10 thoughts on “Blogging the Omer, Day 16: Hareidi Hijinks

  1. “National Religious Party Chairman MK Zevulun Orlev announced Sunday he plans to propose a bill calling for stripping the rabbinical courts of all authority pertaining to conversions.”
    The plan is working!!! I stand by my statement that the Druckman case is excellent news.

  2. Yeah, it’s probably best for the liberal movements to keep quiet and let the Orthodox movements destroy each other, rather than speak up and give them a common enemy to unite against.

  3. I also believe, by the way, every word of accusation against Druckman (that he signed documents which he wasn’t supposed to, was way to lenient, does not have the time to do this properly). Just sayin’.

  4. As the American “Centrist Orthodox” Rabbinical Council of America joins to condemn the ruling, its heated tones hint at just how much is in stake for the one-time Modern Orthodox establishment. At stake is a central (albeit implicit) claim of the Orthodoxy of Rabbi Joseph B. Soloveitchik z’l: That Halacha is an objective, positivist discipline.
    In mid-20th century America, it was crucial to claim that halacha — and in particular, Shabbat and Kashrut — were an objective demand of Judaism, rather than a personal eccentric whim. Eccentric whims were not well regarded in mainstream America in the 50s. This claim to objectivity also was used to rebut the reforms of Conservative Judaism.
    Conversion, however, may well prove the achilles heel in the scheme, because there are two halachic approaches. The liberal approach — advocated two decades ago by R Eliezer Berkovits, z’l — was that conversion required a ritual immersion, circumcision when appropriate, and a vaguely defined acceptance of Jewish rites and peoplehood. The conservative approach insisted that kabbalot ol mitzvot — acceptance of the yoke of the commandments — was not a cultural requirement that could be fudged (e.g. by Reform converts who swore off pork and shellfish) but required a commitment to Orthodox Jewish law. (This is part of what blew up the Denver joint conversion court in the 80s.)
    The problem is that in choosing the latter course, the once-modern Orthodox were unknowingly setting themselves up for sabatoge by the Postmodern Orthodox. Postmodernists say there is no “objective” knowledge of any kind; the Haredim, who say that halacha is only what conforms with their leader’s rulings, implicitly agree. For a Haredi, acceptance of Modern Orthodoxy is a rejection of Torah truth; so how could one accept a convert who isn’t haredi?
    None of the options at this postmodern juncture are good for RCA orthodoxy. The Haredim may prevail, in which case conversion is not an option for mainstream Israelis and personal status gets fully divorced from the rabbinate.
    The political chief rabbi may overturn the ruling for now in the RCA’s favor — but this only highlights the political nature of Israeli conversion. In this scenario, the rabbinate avoids increasing the need for civil marriage, but it further undercuts its moral argument.
    Or — and this is the least likely option, but the one I prefer — they can return to the liberal Orthodox position, in which conversion has a ritual aspect and a cultural aspect, where a rite is followed and a peoplehood is accepted. Such a shift on conversion, now as in the ’80s, could have a powerful unifying effect on American Judaism as well. But as I have come to understand, for the Orthodox Union and the Rabbinical Council, the prospect of a pluralistic Jewish unity is a bug, not a feature.

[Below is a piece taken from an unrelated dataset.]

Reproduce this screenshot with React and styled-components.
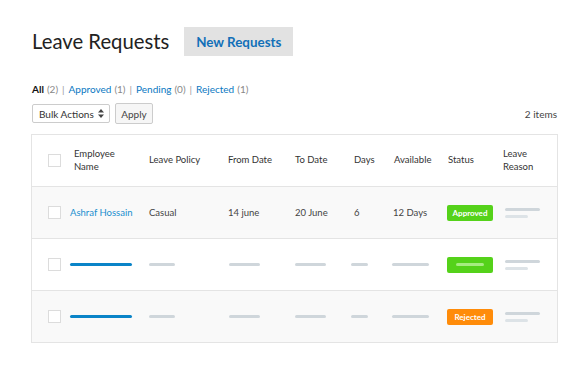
import React from "react";
import styled, { createGlobalStyle } from "styled-components";

const Global = createGlobalStyle`
  html, body { margin: 0; padding: 0; background: #fff; }
  body { font-family: Lato, "Open Sans", sans-serif; color: #333; }
`;

const Page = styled.div`
  padding: 27px 29px 0 31px;
`;

const TitleRow = styled.div`
  display: flex;
  align-items: center;
  height: 29px;
  padding-left: 1px;
`;

const Title = styled.h1`
  margin: 0;
  font-size: 20.3px;
  font-weight: 400;
  color: #222;
  line-height: 29px;
`;

const NewButton = styled.button`
  margin-left: 15px;
  height: 29px;
  width: 109px;
  border: none;
  background: #e2e2e2;
  color: #1270b8;
  font-family: Lato, sans-serif;
  font-size: 13.4px;
  font-weight: 700;
  padding: 0;
  cursor: pointer;
`;

const Filters = styled.div`
  margin-top: 27px;
  padding-left: 1px;
  font-size: 10px;
  line-height: 12px;
  color: #888;
  display: flex;
  gap: 4px;
`;

const FilterItem = styled.span`
  color: ${(p) => (p.$active ? "#111" : "#0a78c2")};
  font-weight: ${(p) => (p.$active ? 700 : 400)};
`;

const Count = styled.span`
  color: #888;
  margin-left: 3px;
`;

const Sep = styled.span`
  color: #999;
`;

const Toolbar = styled.div`
  margin-top: 8px;
  display: flex;
  align-items: center;
  padding-left: 1px;
`;

const Select = styled.div`
  display: flex;
  align-items: center;
  justify-content: space-between;
  height: 19px;
  width: 78px;
  box-sizing: border-box;
  border: 1px solid #ccc;
  border-radius: 2px;
  padding: 0 5px 0 6px;
  font-size: 10px;
  color: #333;
  background: #fff;
`;

const ApplyButton = styled.button`
  margin-left: 5px;
  height: 21px;
  width: 38px;
  border: 1px solid #ccc;
  border-radius: 2px;
  background: #f6f6f6;
  font-family: Lato, sans-serif;
  font-size: 10px;
  color: #444;
  padding: 0;
`;

const Items = styled.span`
  margin-left: auto;
  font-size: 10px;
  color: #444;
`;

const Table = styled.div`
  margin-top: 10px;
  border: 1px solid #e4e4e4;
  width: 527px;
  box-sizing: border-box;
`;

const Row = styled.div`
  display: grid;
  grid-template-columns: 22px 79px 79px 67px 57px 41px 54px 56px 1fr;
  align-items: center;
  height: 51px;
  padding-left: 16px;
  background: ${(p) => (p.$shade ? "#f9f9f9" : "#fff")};
  border-top: ${(p) => (p.$first ? "none" : "1px solid #e4e4e4")};
  font-size: 9.5px;
  color: #333;
`;

const HeadCell = styled.div`
  font-size: 9.5px;
  line-height: 12.5px;
  color: #333;
  padding-left: ${(p) => p.$pl || 0}px;
`;

const Cell = styled.div`
  color: #444;
  padding-left: ${(p) => p.$pl || 0}px;
`;

const NameLink = styled.a`
  color: #1a8fcf;
  text-decoration: none;
`;

const Checkbox = styled.span`
  display: block;
  width: 11px;
  height: 11px;
  border: 1px solid #dcdcdc;
  background: #fff;
`;

const Bar = styled.span`
  display: block;
  height: 3px;
  border-radius: 2px;
  width: ${(p) => p.$w}px;
  background: ${(p) => p.$color || "#cfd6db"};
  margin-left: ${(p) => p.$ml || 0}px;
`;

const Badge = styled.span`
  display: flex;
  align-items: center;
  justify-content: center;
  width: 46px;
  height: 16px;
  border-radius: 2px;
  box-sizing: border-box;
  background: ${(p) => p.$bg};
  color: #fff;
  font-size: 8px;
  font-weight: 700;
`;

const Reason = styled.div`
  display: flex;
  flex-direction: column;
  gap: 4px;
  margin-left: 2px;
`;

const SortIcon = () => (
  <svg width="6" height="9" viewBox="0 0 6 9">
    <path d="M3 0 L6 3.5 H0 Z" fill="#444" />
    <path d="M3 9 L6 5.5 H0 Z" fill="#444" />
  </svg>
);

const ReasonLines = () => (
  <Reason>
    <Bar $w={35} />
    <Bar $w={23} $color="#dde3e7" />
  </Reason>
);

const PlaceholderRow = ({ shade, status }) => (
  <Row $shade={shade}>
    <Checkbox />
    <Bar $w={62} $color="#0a84c8" />
    <Bar $w={26} />
    <Bar $w={31} $ml={1} />
    <Bar $w={31} />
    <Bar $w={17} $ml={-1} />
    <Bar $w={37} $ml={-1} />
    <div>{status}</div>
    <ReasonLines />
  </Row>
);

export default function App() {
  return (
    <Page>
      <Global />
      <TitleRow>
        <Title>Leave Requests</Title>
        <NewButton>New Requests</NewButton>
      </TitleRow>
      <Filters>
        <span>
          <FilterItem $active>All</FilterItem>
          <Count>(2)</Count>
        </span>
        <Sep>|</Sep>
        <span>
          <FilterItem>Approved</FilterItem>
          <Count>(1)</Count>
        </span>
        <Sep>|</Sep>
        <span>
          <FilterItem>Pending</FilterItem>
          <Count>(0)</Count>
        </span>
        <Sep>|</Sep>
        <span>
          <FilterItem>Rejected</FilterItem>
          <Count>(1)</Count>
        </span>
      </Filters>
      <Toolbar>
        <Select>
          <span>Bulk Actions</span>
          <SortIcon />
        </Select>
        <ApplyButton>Apply</ApplyButton>
        <Items>2 items</Items>
      </Toolbar>
      <Table>
        <Row $first>
          <Checkbox />
          <HeadCell $pl={4}>
            Employee
            <br />
            Name
          </HeadCell>
          <HeadCell>Leave Policy</HeadCell>
          <HeadCell>From Date</HeadCell>
          <HeadCell>To Date</HeadCell>
          <HeadCell $pl={2}>Days</HeadCell>
          <HeadCell $pl={1}>Available</HeadCell>
          <HeadCell $pl={1}>Status</HeadCell>
          <HeadCell>
            Leave
            <br />
            Reason
          </HeadCell>
        </Row>
        <Row $shade>
          <Checkbox />
          <Cell>
            <NameLink href="#">Ashraf Hossain</NameLink>
          </Cell>
          <Cell>Casual</Cell>
          <Cell>14 june</Cell>
          <Cell>20 June</Cell>
          <Cell $pl={2}>6</Cell>
          <Cell>12 Days</Cell>
          <div>
            <Badge $bg="#55d21a">Approved</Badge>
          </div>
          <ReasonLines />
        </Row>
        <PlaceholderRow
          status={
            <Badge $bg="#55d21a">
              <Bar $w={28} $color="#a6ec80" />
            </Badge>
          }
        />
        <PlaceholderRow shade status={<Badge $bg="#ff8c0a">Rejected</Badge>} />
      </Table>
    </Page>
  );
}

  5. The conservative approach insisted that kabbalot ol mitzvot — acceptance of the yoke of the commandments — was not a cultural requirement that could be fudged (e.g. by Reform converts who swore off pork and shellfish) but required a commitment to Orthodox Jewish law.
    But this camp has turned kabbalat ol mitzvot into a cultural requirement as well, with requirements such as sending your children to Orthodox day school.

  6. Good point. What I meant was a broader Jewish culture as opposed to a narrow Jewish culture. And I think it is exactly that difference, between the broad practices of the full Jewish people and the particular practices one sect, which mainstream Orthodoxy wants to erase.
    If you look at Orthodox apologetics from 70 or even 40 years ago, they were showing how traditional Jewish observances were compatible with broader American and Jewish worldviews. (For example: In the ’30s R’ Leo Jung z’l was arguing for Orthodoxy because Shabbat is both pro-worker and anti-consumerism, and Niddah brings feminist values (or as he called it in the ’30s, the ideals of wommen’s sufferage into family life!)
    Today, Orthodox apologetics are about proving that adherence to Orthodoxy is the only form of Judaism, and creating enclaves where children never encounter other varieties of American or Jewish living.